> [DATA EXCERPT]
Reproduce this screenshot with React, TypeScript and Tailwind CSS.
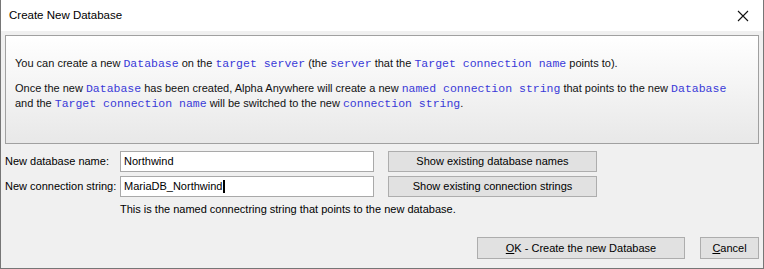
import React from "react";

const code = "font-['Liberation_Mono','Courier_New',monospace] text-[11.5px] text-[#3a3ad8]";

function C({ children }: { children: React.ReactNode }) {
  return <span className={code}>{children}</span>;
}

export default function App() {
  return (
    <div className="w-[764px] h-[269px] flex flex-col bg-[#f0f0f0] border-x border-b border-[#767676] font-['Liberation_Sans',Arial,sans-serif] text-[11px] text-black overflow-hidden">
      {/* Title bar */}
      <div className="h-[31px] shrink-0 bg-white flex items-center justify-between pl-[8px] pr-[10px]">
        <span className="text-[11.5px] text-black">Create New Database</span>
        <svg width="12" height="12" viewBox="0 0 12 12" className="mr-[4px]">
          <path d="M1 1 L11 11 M11 1 L1 11" stroke="#111" strokeWidth="1.1" fill="none" />
        </svg>
      </div>

      {/* Body */}
      <div className="flex flex-col flex-1 px-[4px]">
        {/* Info panel */}
        <div className="mt-[4px] h-[109px] border border-[#a0a0a0] bg-gradient-to-b from-[#ffffff] to-[#e8e8e8] pl-[9px] pt-[20px] leading-[14px] text-[#111]">
          <p>
            You can create a new <C>Database</C> on the <C>target server</C> (the <C>server</C> that the{" "}
            <C>Target connection name</C> points to).
          </p>
          <p className="mt-[10px]">
            Once the new <C>Database</C> has been created, Alpha Anywhere will create a new{" "}
            <C>named connection string</C> that points to the new <C>Database</C>
          </p>
          <p>
            and the <C>Target connection name</C> will be switched to the new <C>connection string</C>.
          </p>
        </div>

        {/* Form rows */}
        <div className="mt-[7px] flex flex-col gap-[4px]">
          <div className="flex items-center h-[21px]">
            <span className="w-[115px] shrink-0">New database name:</span>
            <div className="w-[254px] h-[21px] bg-white border border-[#a9a9a9] flex items-center px-[3px]">
              Northwind
            </div>
            <button className="ml-[14px] w-[209px] h-[21px] bg-[#e1e1e1] border border-[#adadad] flex items-center justify-center">
              Show existing database names
            </button>
          </div>
          <div className="flex items-center h-[21px]">
            <span className="w-[115px] shrink-0">New connection string:</span>
            <div className="w-[254px] h-[21px] bg-white border border-[#a9a9a9] flex items-center px-[3px]">
              MariaDB_Northwind
              <span className="inline-block w-[2px] h-[13px] bg-black ml-[1px]" />
            </div>
            <button className="ml-[14px] w-[209px] h-[21px] bg-[#e1e1e1] border border-[#adadad] flex items-center justify-center">
              Show existing connection strings
            </button>
          </div>
        </div>

        <div className="mt-[5px] pl-[115px] leading-[14px]">
          This is the named connectring string that points to the new database.
        </div>

        {/* Bottom buttons */}
        <div className="mt-[21px] flex justify-end gap-[15px]">
          <button className="w-[208px] h-[22px] bg-[#e1e1e1] border border-[#adadad] flex items-center justify-center">
            <span>
              <span className="underline">O</span>K - Create the new Database
            </span>
          </button>
          <button className="w-[59px] h-[22px] bg-[#e1e1e1] border border-[#adadad] flex items-center justify-center">
            <span>
              <span className="underline">C</span>ancel
            </span>
          </button>
        </div>
      </div>
    </div>
  );
}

> [DIRECTION] Transcribe the listing in full and omit the pictures.

> [TASK ANSWER]
Reproduce this screenshot with React, TypeScript and Tailwind CSS.
import React from "react";

const code = "font-['Liberation_Mono','Courier_New',monospace] text-[11.5px] text-[#3a3ad8]";

function C({ children }: { children: React.ReactNode }) {
  return <span className={code}>{children}</span>;
}

export default function App() {
  return (
    <div className="w-[764px] h-[269px] flex flex-col bg-[#f0f0f0] border-x border-b border-[#767676] font-['Liberation_Sans',Arial,sans-serif] text-[11px] text-black overflow-hidden">
      {/* Title bar */}
      <div className="h-[31px] shrink-0 bg-white flex items-center justify-between pl-[8px] pr-[10px]">
        <span className="text-[11.5px] text-black">Create New Database</span>
        <svg width="12" height="12" viewBox="0 0 12 12" className="mr-[4px]">
          <path d="M1 1 L11 11 M11 1 L1 11" stroke="#111" strokeWidth="1.1" fill="none" />
        </svg>
      </div>

      {/* Body */}
      <div className="flex flex-col flex-1 px-[4px]">
        {/* Info panel */}
        <div className="mt-[4px] h-[109px] border border-[#a0a0a0] bg-gradient-to-b from-[#ffffff] to-[#e8e8e8] pl-[9px] pt-[20px] leading-[14px] text-[#111]">
          <p>
            You can create a new <C>Database</C> on the <C>target server</C> (the <C>server</C> that the{" "}
            <C>Target connection name</C> points to).
          </p>
          <p className="mt-[10px]">
            Once the new <C>Database</C> has been created, Alpha Anywhere will create a new{" "}
            <C>named connection string</C> that points to the new <C>Database</C>
          </p>
          <p>
            and the <C>Target connection name</C> will be switched to the new <C>connection string</C>.
          </p>
        </div>

        {/* Form rows */}
        <div className="mt-[7px] flex flex-col gap-[4px]">
          <div className="flex items-center h-[21px]">
            <span className="w-[115px] shrink-0">New database name:</span>
            <div className="w-[254px] h-[21px] bg-white border border-[#a9a9a9] flex items-center px-[3px]">
              Northwind
            </div>
            <button className="ml-[14px] w-[209px] h-[21px] bg-[#e1e1e1] border border-[#adadad] flex items-center justify-center">
              Show existing database names
            </button>
          </div>
          <div className="flex items-center h-[21px]">
            <span className="w-[115px] shrink-0">New connection string:</span>
            <div className="w-[254px] h-[21px] bg-white border border-[#a9a9a9] flex items-center px-[3px]">
              MariaDB_Northwind
              <span className="inline-block w-[2px] h-[13px] bg-black ml-[1px]" />
            </div>
            <button className="ml-[14px] w-[209px] h-[21px] bg-[#e1e1e1] border border-[#adadad] flex items-center justify-center">
              Show existing connection strings
            </button>
          </div>
        </div>

        <div className="mt-[5px] pl-[115px] leading-[14px]">
          This is the named connectring string that points to the new database.
        </div>

        {/* Bottom buttons */}
        <div className="mt-[21px] flex justify-end gap-[15px]">
          <button className="w-[208px] h-[22px] bg-[#e1e1e1] border border-[#adadad] flex items-center justify-center">
            <span>
              <span className="underline">O</span>K - Create the new Database
            </span>
          </button>
          <button className="w-[59px] h-[22px] bg-[#e1e1e1] border border-[#adadad] flex items-center justify-center">
            <span>
              <span className="underline">C</span>ancel
            </span>
          </button>
        </div>
      </div>
    </div>
  );
}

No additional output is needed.